** GOAL **
Check every line of the data below for the string "this", and copy the ones that hold it.
── MATERIAL FOR THE TASK ──
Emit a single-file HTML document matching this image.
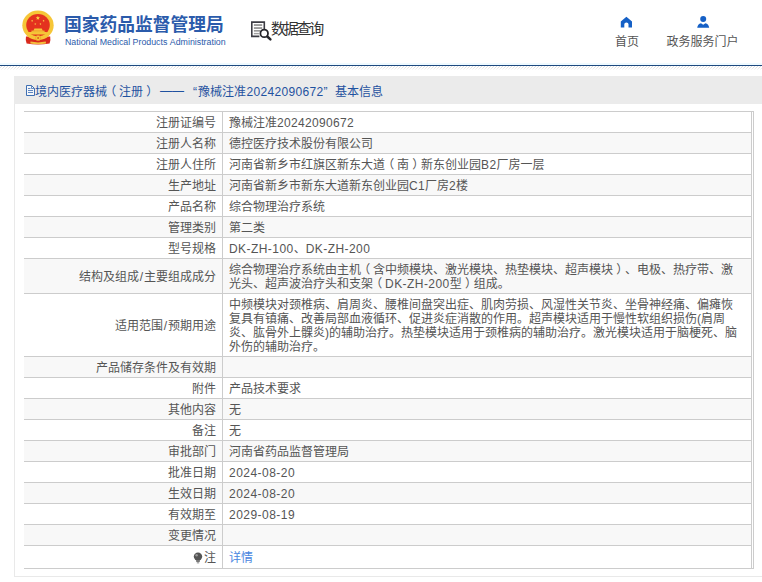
<!DOCTYPE html>
<html lang="zh-CN">
<head>
<meta charset="utf-8">
<title>国家药品监督管理局 数据查询</title>
<style>
html,body{margin:0;padding:0;background:#fff;}
body{width:762px;height:582px;overflow:hidden;position:relative;font-family:"Liberation Sans","Noto Sans CJK SC",sans-serif;font-size:12px;color:#555;font-weight:400;text-spacing-trim:space-all;font-kerning:none;}
.abs{position:absolute;white-space:nowrap;}
#logo-cn{left:64px;top:12px;font-size:17.75px;line-height:26px;font-weight:bold;color:#2b5bab;letter-spacing:0;}
#logo-en{left:65px;top:36px;font-size:8.82px;line-height:13px;color:#2b5bab;}
#dq{font-weight:400;left:271px;top:18px;font-size:15px;line-height:22px;color:#333;letter-spacing:-2.25px;}
.nav{font-size:12px;line-height:16px;color:#555;}
#blue{left:0;top:65px;width:762px;height:1px;background:#1e4a80;}
#tint{left:0;top:63px;width:762px;height:2px;background:#effaff;}
#hatch{left:0;top:66px;width:762px;height:4px;background:linear-gradient(to bottom,rgba(255,255,255,0) 0,rgba(255,255,255,.15) 40%,rgba(255,255,255,.85) 100%),repeating-linear-gradient(135deg,#fff 0,#fff 1.32px,#dcdcdc 1.32px,#dcdcdc 2.12px);}
#bar{left:14px;top:76px;width:748px;height:28px;background:#ebebeb;}
#bartxt{left:35px;top:84px;font-size:12px;line-height:16px;color:#1f52a0;}
#box{left:14px;top:104px;width:760px;height:472px;border-left:1px solid #e9e9e9;border-bottom:1px solid #e9e9e9;}
table{position:absolute;left:24px;top:111px;width:728px;border-collapse:separate;border-spacing:0;table-layout:fixed;}
td{border-top:1px solid #ccc;border-right:1px solid #ccc;padding:4px 5px 2px 6px;line-height:14px;font-size:12px;vertical-align:middle;color:#555;}
td.l{width:186px;text-align:right;padding-right:6px;}
tr:nth-child(even) td{background:#f8f8f8;}
tr:last-child td{border-bottom:1px solid #ccc;height:16px;}
.s{padding:0 .8px;color:#555;}
.po{position:relative;left:-2.8px;}
.pc{position:relative;left:3.2px;}
.n{letter-spacing:.33px;color:#555;}
.m{letter-spacing:.44px;color:#555;}
.d{letter-spacing:.47px;}
#bartxt .n{color:#1f52a0;}
#rb{left:753px;top:111px;width:1px;height:458px;background:#ccc;}
.tb{left:24px;top:111px;width:730px;height:1px;background:#ccc;}
a{color:#4a86e0;text-decoration:none;}
</style>
</head>
<body>
<!-- header -->
<svg class="abs" style="left:18px;top:6px" width="40" height="42" viewBox="18 6 40 42">
  <path d="M26 36.5 Q25.2 40 26.6 43.4 Q38 45.6 49.6 43.4 Q50.9 40 50.2 36.5 Z" fill="#d9291c"/>
  <path d="M30.5 41.6 Q38 43.2 45.8 41.6 L46 43.6 Q38 45 30.3 43.6 Z" fill="#f3bf3d"/>
  <ellipse cx="38" cy="25.3" rx="15.7" ry="14.7" fill="#f6c638"/>
  <ellipse cx="38" cy="25.1" rx="11.8" ry="11.2" fill="#e4321f"/>
  <rect x="28.8" y="32" width="18.2" height="2.4" rx="0.6" fill="#f6c638"/>
  <rect x="31.4" y="30.6" width="13.2" height="1.6" fill="#f0b935"/>
  <path d="M33.4 30.8 L34.4 28.5 H41.8 L42.8 30.8 Z" fill="#f6c638"/>
  <circle cx="38.1" cy="38" r="2.6" fill="#f6c638" stroke="#e8a02c" stroke-width="0.6"/>
  <circle cx="38.1" cy="38" r="1" fill="#e0601f"/>
  <polygon points="37.90,15.70 38.47,17.22 40.09,17.29 38.82,18.30 39.25,19.86 37.90,18.97 36.55,19.86 36.98,18.30 35.71,17.29 37.33,17.22" fill="#f9d548"/>
  <polygon points="32.65,19.85 32.52,20.61 33.18,21.03 32.41,21.14 32.21,21.89 31.87,21.20 31.10,21.25 31.65,20.70 31.36,19.98 32.05,20.34" fill="#f9d548"/>
  <polygon points="43.05,19.85 43.65,20.34 44.34,19.98 44.05,20.70 44.60,21.25 43.83,21.20 43.49,21.89 43.29,21.14 42.52,21.03 43.18,20.61" fill="#f9d548"/>
  <polygon points="35.49,22.92 35.63,23.68 36.39,23.85 35.71,24.22 35.78,24.99 35.22,24.45 34.51,24.76 34.84,24.06 34.33,23.48 35.10,23.58" fill="#f9d548"/>
  <polygon points="40.21,22.92 40.60,23.58 41.37,23.48 40.86,24.06 41.19,24.76 40.48,24.45 39.92,24.99 39.99,24.22 39.31,23.85 40.07,23.68" fill="#f9d548"/>
</svg>
<div class="abs" id="logo-cn">国家药品监督管理局</div>
<div class="abs" id="logo-en">National Medical Products Administration</div>

<svg class="abs" style="left:250px;top:20px" width="24" height="22" viewBox="0 0 24 22">
  <path d="M14.3 10 V2.1 H1.8 V16.4 H9.4" fill="none" stroke="#3c3c44" stroke-width="1.6"/>
  <rect x="3.9" y="4.2" width="8.3" height="1.7" fill="#909090"/>
  <rect x="3.9" y="7.2" width="8.3" height="1.7" fill="#909090"/>
  <rect x="3.9" y="10.1" width="6.3" height="1.5" fill="#909090"/>
  <rect x="3.9" y="12.9" width="5" height="1.4" fill="#a0a0a0"/>
  <circle cx="14.2" cy="13.4" r="3.8" fill="#fff" stroke="#26262c" stroke-width="1.8"/>
  <path d="M17.3 16.5 L20.4 19.4" stroke="#26262c" stroke-width="2.5" stroke-linecap="round"/>
</svg>
<div class="abs" id="dq">数据查询</div>

<svg class="abs" style="left:620px;top:16px" width="13" height="13" viewBox="0 0 13 13">
  <path d="M6.4 0.8 L12 5.6 V11.6 H8.5 V8.2 A2.1 1.6 0 0 0 4.3 8.2 V11.6 H0.8 V5.6 Z" fill="#1560c6"/>
</svg>
<div class="abs nav" style="left:615px;top:34px">首页</div>
<svg class="abs" style="left:696px;top:15px" width="14" height="14" viewBox="0 0 14 14">
  <circle cx="7.2" cy="3.9" r="3" fill="#1560c6"/>
  <path d="M1.2 12.8 Q1.6 9 5 8.2 L7.2 9.8 L9.4 8.2 Q12.8 9 13.2 12.8 Z" fill="#1560c6"/>
</svg>
<div class="abs nav" style="left:666.5px;top:34px">政务服务门户</div>

<div class="abs" id="tint"></div>
<div class="abs" id="blue"></div>
<div class="abs" id="hatch"></div>

<!-- title bar -->
<div class="abs" id="bar"></div>
<svg class="abs" style="left:26px;top:85px" width="10" height="11" viewBox="0 0 10 11">
  <path d="M0.5 0.5 H5.5 L8.5 3.5 V10.5 H0.5 Z" fill="#f3f6fa" stroke="#3f6fb2" stroke-width="1"/>
  <path d="M5.5 0.5 V3.5 H8.5" fill="none" stroke="#3f6fb2" stroke-width="0.8"/>
  <path d="M2 3.5 H4.5 M2 5.5 H7 M2 7.5 H7" stroke="#5f86c0" stroke-width="1"/>
</svg>
<div class="abs" id="bartxt"><span class="abs" style="left:0">境内医疗器械<span class="po">（</span>注册<span class="pc">）</span></span><span class="abs" style="left:125px;top:-1px">——</span><span class="abs" style="left:158px">“</span><span class="abs" style="left:163px">豫械注准</span><span class="abs n" style="left:211.5px">20242090672</span><span class="abs" style="left:288.5px">”</span><span class="abs" style="left:300px">基本信息</span></div>

<div class="abs" id="box"></div>

<table cellspacing="0" cellpadding="0">
<tr><td class="l">注册证编号</td><td>豫械注准<span class="n">20242090672</span></td></tr>
<tr><td class="l">注册人名称</td><td>德控医疗技术股份有限公司</td></tr>
<tr><td class="l">注册人住所</td><td>河南省新乡市红旗区新东大道<span class="po">（</span>南<span class="pc">）</span>新东创业园<span class="n">B2</span>厂房一层</td></tr>
<tr><td class="l">生产地址</td><td>河南省新乡市新东大道新东创业园<span class="n">C1</span>厂房<span class="n">2</span>楼</td></tr>
<tr><td class="l">产品名称</td><td>综合物理治疗系统</td></tr>
<tr><td class="l">管理类别</td><td>第二类</td></tr>
<tr><td class="l">型号规格</td><td><span class="m">DK-ZH-100</span>、<span class="m">DK-ZH-200</span></td></tr>
<tr><td class="l">结构及组成<span class="s">/</span>主要组成成分</td><td>综合物理治疗系统由主机<span class="po">（</span>含中频模块、激光模块、热垫模块、超声模块<span class="pc">）</span>、电极、热疗带、激<br>光头、超声波治疗头和支架<span class="po">（</span><span class="m">DK-ZH-200</span>型<span class="pc">）</span>组成。</td></tr>
<tr><td class="l">适用范围<span class="s">/</span>预期用途</td><td>中频模块对颈椎病、肩周炎、腰椎间盘突出症、肌肉劳损、风湿性关节炎、坐骨神经痛、偏瘫恢<br>复具有镇痛、改善局部血液循环、促进炎症消散的作用。超声模块适用于慢性软组织损伤(肩周<br>炎、肱骨外上髁炎)的辅助治疗。热垫模块适用于颈椎病的辅助治疗。激光模块适用于脑梗死、脑<br>外伤的辅助治疗。</td></tr>
<tr><td class="l">产品储存条件及有效期</td><td></td></tr>
<tr><td class="l">附件</td><td>产品技术要求</td></tr>
<tr><td class="l">其他内容</td><td>无</td></tr>
<tr><td class="l">备注</td><td>无</td></tr>
<tr><td class="l">审批部门</td><td>河南省药品监督管理局</td></tr>
<tr><td class="l">批准日期</td><td><span class="n d">2024-08-20</span></td></tr>
<tr><td class="l">生效日期</td><td><span class="n d">2024-08-20</span></td></tr>
<tr><td class="l">有效期至</td><td><span class="n d">2029-08-19</span></td></tr>
<tr><td class="l">变更情况</td><td></td></tr>
<tr><td class="l"><svg width="10" height="12" viewBox="0 0 10 12" style="vertical-align:-2px;margin-right:1px"><circle cx="5" cy="4.6" r="4.2" fill="#555"/><path d="M3.2 8 H6.8 V10 H3.2 Z" fill="#777"/><rect x="3.8" y="10.2" width="2.4" height="1.2" fill="#999"/><circle cx="3.6" cy="3.2" r="1.2" fill="#9a9a9a"/></svg>注</td><td><a>详情</a></td></tr>
</table>
<div class="abs" id="rb"></div>
<div class="abs tb"></div>
<div class="abs tb" style="top:568px"></div>
</body>
</html>
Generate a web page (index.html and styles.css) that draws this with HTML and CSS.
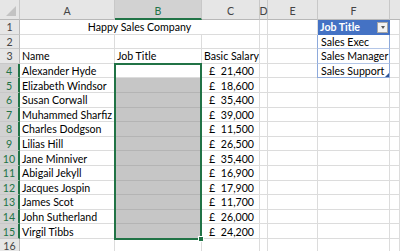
───
** TASK RESPONSE **
Emit a single-file HTML document matching this image.
Generate a web page (index.html and styles.css) that draws this with HTML and CSS.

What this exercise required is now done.